We will probably require .pz programs to provide such bitfields within their instruction streams. Since we use separate expression and return stacks it will need to include information about how many of the top stack values belong to the current procedure.

Note
TODO: Polymorphism
Any polymorphic values will need their "is a pointer" bit filled in at runtime. We can generate runtime code that takes an argument and constructs the bit field. This information can be passed to the procedure by adding extra argument(s) to the procedure, which is how polymorphism transformations work in general.

Optimisations

The objects' bitfields can easily be stored together, as mark bits are already stored in a GC. To save further on memory usage objects with particular layouts can be allocated in particular heap regions.

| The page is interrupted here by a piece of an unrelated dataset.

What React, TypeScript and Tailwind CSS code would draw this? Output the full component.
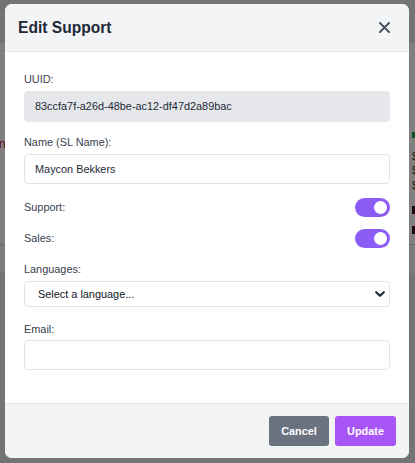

These heap regions themselves provide this information. If a heap layout stores object sizes with the object, the bitfields for most object sizes could easily be packed with the object size.

Some of the information required for stack frames is implicit within the instruction stream. Requiring it to be made explicit makes writing pzrun easier, but some of it could be omitted in a later version.

Builtin operations

See runtime/pz_builtin.c

Misc
print (ptr -)
int_to_string (w - ptr)
die ()
Pointer tagging
// Combine a pointer and a tag into a tagged pointer
make_tag (ptr ptr - ptr)

// Combine a word and a tag into a tagged word (shifting the word)
shift_make_tag (ptr ptr - ptr)

// Extract the pointer and tag from a tagged pointer
break_tag (ptr - ptr ptr)

// Extract the word and tag from a tagged word (shifting the word)
break_shift_tag (ptr - ptr ptr)

// Unshift a tagged value
unshift_value (ptr - ptr)
Deprecated
concat_string (w w - w)
free (w -)

Linking to other modules

TODO

Working with foreign code

TODO

Using PZ

A note about data

The stack cannot be used to store complex data, neither can it be intermediate in the instruction stream. Complex data (structs and arrays) must be either statically allocated or allocated on the heap. In either case the PZ machine needs to know about the structure or array being used.